The Hermitage-based environmental services company now has about 40 employees and offices in Hermitage, Cranberry Township, Waynesburg, and St. Clairsville, Ohio. That growth continues with the acquisition of Richland Engineering Ltd., of Mansfield, Ohio, Wallace said.
“We’re looking forward to growing our companies together and making it into a great company,” Wallace said. “When we started, we knew we were going to grow, and we wanted to survive, but now we’re able to building this into something that’s going to thrive and grow.”
The Wallace-Pancher Group has done some environmental projects, such as stream restoration and stormwater system mapping for the city of Hermitage, as well as more commercial projects such as the plaza that contains Buffalo Wild Wings and Kohl’s in Hermitage, and the Block Northway complex in Pittsburgh, Wallace said.
However, aside from a few projects in West Virginia, most of Wallace-Pancher Group’s projects is focused in the Pennsylvania area. That all changed with the prospect of acquiring Richland Engineering, which first came up a couple years ago, Wallace said.
The owners of Wallace-Pancher Group met with three of the five owners of Richland Engineering in August 2018 to discuss the acquisition. What was originally planned to be a one-hour meeting eventually turned into a three-hour conversation, Wallace said.

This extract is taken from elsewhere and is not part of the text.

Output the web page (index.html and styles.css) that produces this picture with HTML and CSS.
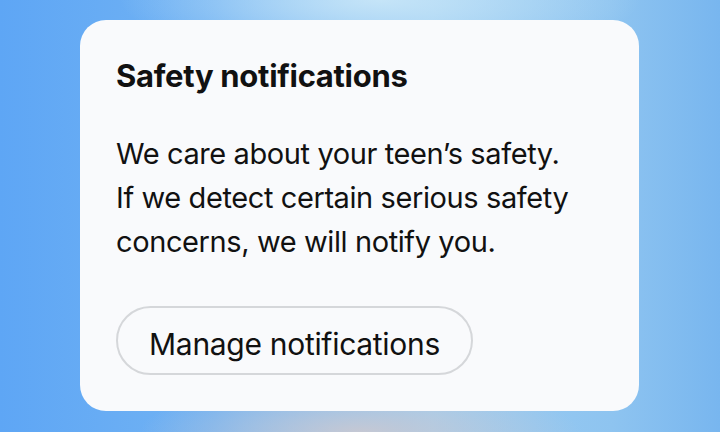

“They came across as very honest, very down-to-earth, practical, they were easy to talk to, and we instantly had this kind of chemistry,” Wallace said.
Like Wallace-Pancher Group, Richland Engineering has some municipal projects but is also heavily involved with civil engineering services such as bridge design and inspection, roadway design, and airport design and planning, partner Patrick Schwan said.

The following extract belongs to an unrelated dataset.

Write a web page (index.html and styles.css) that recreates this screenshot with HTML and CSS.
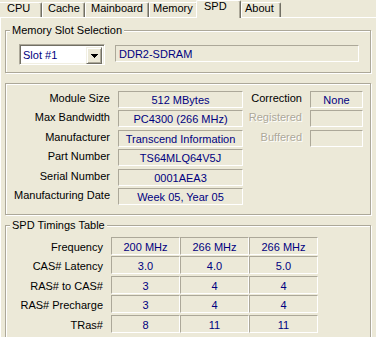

The company of about 25 people primarily works with the Ohio Department of Transportation but has done work for municipalities, too, with projects all throughout Ohio from Cleveland to Akron to Cincinnati, Schwan said.
“There was a lot of strategic planning on our part, as we figured out how we framework the future of the company,” Schwan said.
By merging or joining with another company, which was ultimately Wallace-Pancher Group, Schwan said this would give Richland Engineering a chance to for the company to “spread its web” by increasing their service areas and opening up new opportunities.
“Our ability to compliment each other with our services is going to be one of the big things,” Schwan said. “There are additional services they provided and we weren’t previously, and the same goes for their services as well.”
There are some commonalities between the two companies that will help smooth the transition, but the specialties in each company, such as bridge design and inspection at Richland Engineering and the environmental projects conducted by Wallace-Pancher Group could allow the two companies to share their expertise with new and old clients across Pennsylvania, Ohio and elsewhere, Schwan said.
Both Wallace and Schwan said the acquisition will not result in layoffs. Just the opposite, in fact.
“We are looking to add some employees because we expect our overall work to be able to grow, and offer different services to all our clients,” Wallace said. “Brian and I are very excited to welcome Richland Engineering into our family.”